As filiações não precisam ser única fonte de renda do movimento estudantil. Podem-se organizar outras formas de arrecadar dinheiro como vender camisetas, fazer shows e festas. O mais importante disso tudo é que o financiamento da Une, Ubes e ANPG não estaria mais atrelado ao estado, mas aos estudantes, únicos interessados que suas entidades sejam independentes.

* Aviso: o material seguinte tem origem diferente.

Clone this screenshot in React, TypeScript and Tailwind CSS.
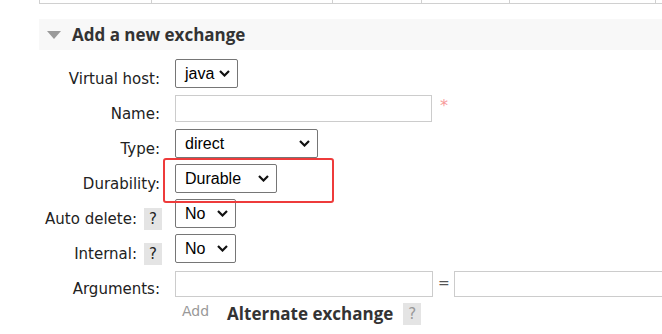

A conquista da meia-entrada
“A gente quer inteiro
E não pela metade...” – Titãs
O livro “Memórias Estudantis, da fundação da Une aos nossos dias”, da historiadora Maria Paula Araujo, relata que as primeiras campanhas pelo direito à meia-entrada surgiram na década de 1930. Dyneas Aguiar, que foi presidente da União dos Estudantes Secundaristas Paulistanos, relata no livro que os jovens realizavam manifestações criativas para exigir esse benefício. Ele conta que na luta pela meia-entrada nos cinemas os estudantes inventaram a “fila boba”:
“Do largo do Paissandu até a Avenida Ipiranga (centro de São Paulo) havia uns oito a nove cinemas, frequentados por pessoas que iam de chapéu, vestido longo, todos bem arrumados. O cinema era um acontecimento, principalmente nos sábados e domingos. Nós organizávamos a fila boba, ou seja, 50 a 60 estudantes ficavam na fila da bilheteria pedindo meio-ingresso. Com isso, todo mundo perdia o começo do filme, ninguém entrava na sessão das oito. Depois, ninguém entrava na sessão das dez. E eles não podiam fazer nada, não podiam prender porque você estava numa fila, sem fazer absolutamente nada”.
O direito a meia-entrada é uma conquista histórica, mas não resolve o problema de acesso à cultura da juventude, da mesma forma que o meio-passe não garante o acesso dos estudantes à educação. Por isso, não basta pagarmos 50% de desconto. É preciso que o governo invista na cultura, construa teatros, shows, cinemas públicos que garantam a entrada gratuita dos estudantes. Devemos exigir investimos públicos para cultura. Para isso, é preciso romper com o pagamento da divida pública, que garante todos os anos cerca de 50% do orçamento da União para a Dívida pública e menos de 1% para cultura. Essa é a verdadeira tarefa das entidades estudantis: organizar os estudantes na luta por direitos inteiros e não pela metade.